Treasury telecom provider drops out of contest for new contract
Bids in controversial procurement are due Thursday; Northrop Grumman decides against submitting a proposal.
The Treasury Department's incumbent telecommunications provider has decided against bidding for a new telecom contract, a company spokeswoman confirmed Wednesday.
"It's in our best interest not to bid on the contract," said Christy Whitman, a Northrop Grumman spokeswoman. She declined to elaborate.
The company's McLean, Va.-based information technology sector was one of seven original contenders permitted to rebid on the Treasury Communications Enterprise contract after the Government Accountability Office ruled that the award process was flawed.
Proposals for TCE are due at 10 a.m. Thursday.
There have been several dramatic twists and turns in the TCE procurement, the most notable of which was Treasury's August decision to resurrect the contract despite having apparently laid it to rest following the March GAO ruling.
Rep. Tom Davis, R-Va., and officials at the Office of Management and Budget had pressured Treasury to instead rely on the General Services Administration's Networx telecom contract.
The department plans to make a final TCE award by April or May, but expects that the transition to the new contract will be delayed by another round of bid protests. "If somebody has 37 cents, they can protest," a Treasury official said on condition of anonymity.
GAO is closely monitoring the award process, and in an attempt to be scrupulously fair, Treasury already has delayed the final bid date twice in order to accommodate industry needs.
But "we know it's going to be protested," the official added. Treasury extended the current telecom contract -- called the Treasury Communications System and held by Northrop Grumman -- until September 2007. The department will phase in its new contractor's services, avoiding an instantaneous conversion over to the TCE provider, the official said.
Northrop Grumman's decision to withdraw from the TCE contest probably is unrelated to Davis' hostility to TCE, said Phil Kiviat, a government information technology market consultant. "I wouldn't think that would be a reason, to stay on Tom Davis' good side, but who knows?" he said.
Northrop Grumman was the only systems integrator to make an original bid on TCE; the other contenders were telephone carriers.
Incumbent contract holders can be at a bid pricing disadvantage because "often they will bid more than everybody else, because they know what the problems are," Kiviat said.
AT&T, which won the TCE bid that GAO later rejected, submitted a $1 billion proposal. Northrop Grumman could have decided there was no way to match or better that offer, Kiviat said.

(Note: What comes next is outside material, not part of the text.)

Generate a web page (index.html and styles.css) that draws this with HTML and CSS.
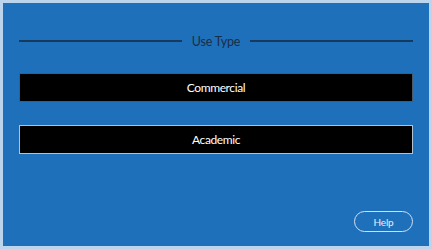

However, a common criticism of TCE is that AT&T submitted a low price, expecting to later raise its costs. An AT&T spokesman had no comment.
The structure of the TCE procurement also places systems integrators at a disadvantage, said Warren Suss, a federal telecom analyst. The contract requires the winner to shoulder many of the fixed costs associated with telecom networks.

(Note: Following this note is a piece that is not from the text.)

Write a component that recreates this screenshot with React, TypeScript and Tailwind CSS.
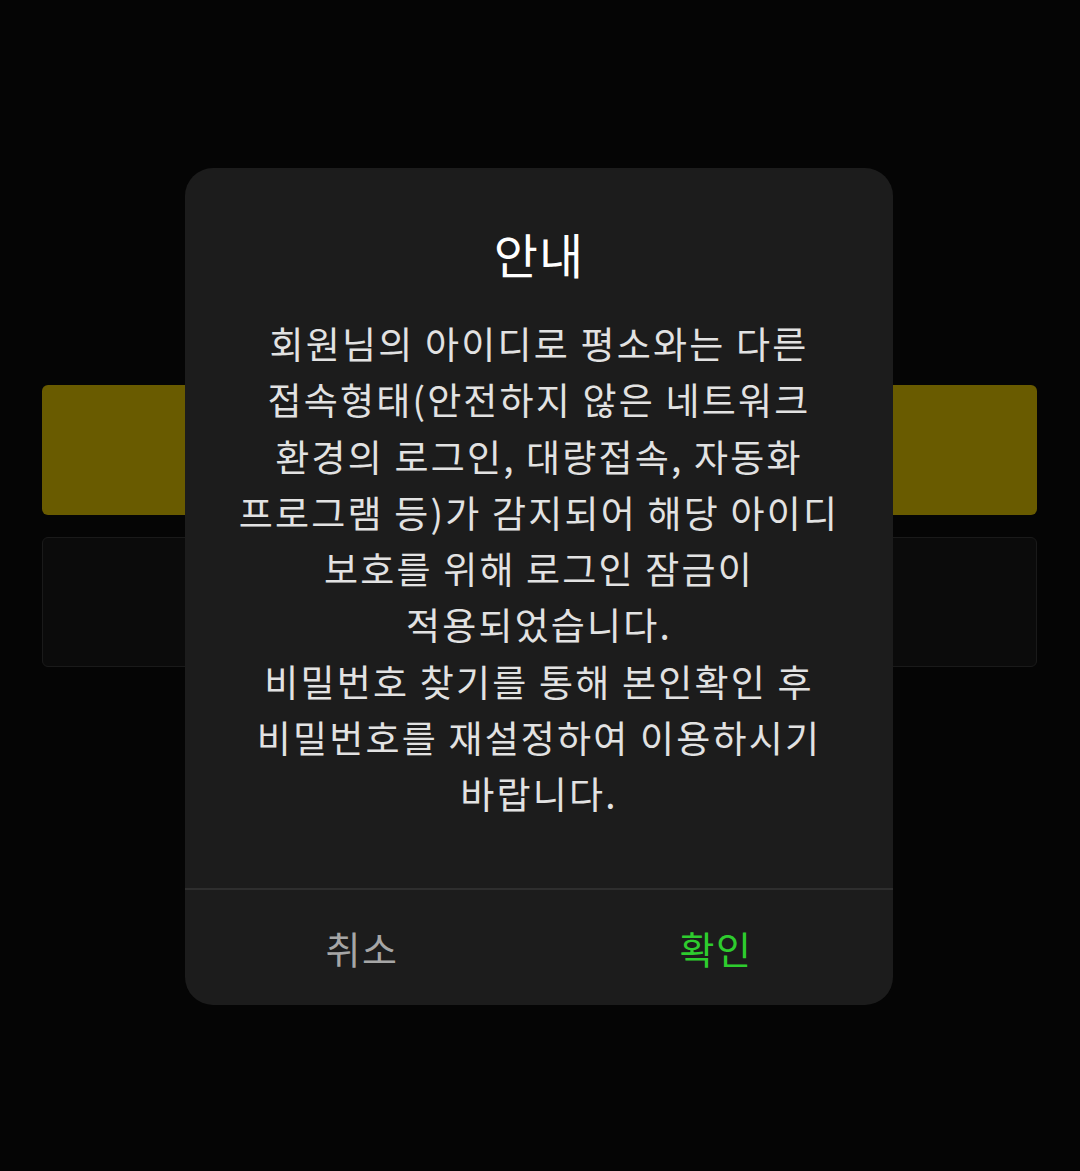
const lines = [
  '회원님의 아이디로 평소와는 다른',
  '접속형태(안전하지 않은 네트워크',
  '환경의 로그인, 대량접속, 자동화',
  '프로그램 등)가 감지되어 해당 아이디',
  '보호를 위해 로그인 잠금이',
  '적용되었습니다.',
  '비밀번호 찾기를 통해 본인확인 후',
  '비밀번호를 재설정하여 이용하시기',
  '바랍니다.',
];

export default function App() {
  return (
    <div
      className="relative h-[1171px] w-[1080px] overflow-hidden bg-[#050505]"
      style={{ fontFamily: '"Noto Sans CJK KR", "Noto Sans", sans-serif' }}
    >
      {/* page behind the dialog */}
      <div className="flex flex-col gap-[22px] px-[42px] pt-[385px] pr-[43px]">
        <div className="h-[130px] rounded-[6px] bg-[#695b00]" />
        <div className="h-[130px] rounded-[6px] border border-[#1a1a1a] bg-[#0b0b0b]" />
      </div>

      {/* dialog */}
      <div className="absolute left-[185px] top-[168px] flex w-[708px] flex-col rounded-[28px] bg-[#1c1c1c]">
        <div className="px-[30px] pb-[66px] pt-[55px] text-center">
          <h2 className="text-[48px] leading-[60px] tracking-[1px] text-white">안내</h2>
          <p className="mt-[32px] text-[37px] leading-[56.3px] tracking-[2.2px] text-[#e2e2e2]">
            {lines.map((l, i) => (
              <span key={i} className="block">
                {l}
              </span>
            ))}
          </p>
        </div>
        <div className="h-[2px] bg-[#2e2e2e]" />
        <div className="flex h-[115px]">
          <button className="flex-1 text-[38px] tracking-[1.5px] text-[#a6a6a6]">취소</button>
          <button className="flex-1 text-[38px] tracking-[1.5px] text-[#2ecc2e]">확인</button>
        </div>
      </div>
    </div>
  );
}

The Treasury official said TCE and the current contract differ in terms of ownership of the infrastructure equipment. Currently the Treasury Department owns the equipment and Northrop Grumman is the manager. With TCE, the winner will either accept ownership of existing equipment or submit a bid proposing to provide its own equipment.
Telephone carriers can shoulder the associated costs more easily because of economies of scale, Suss said.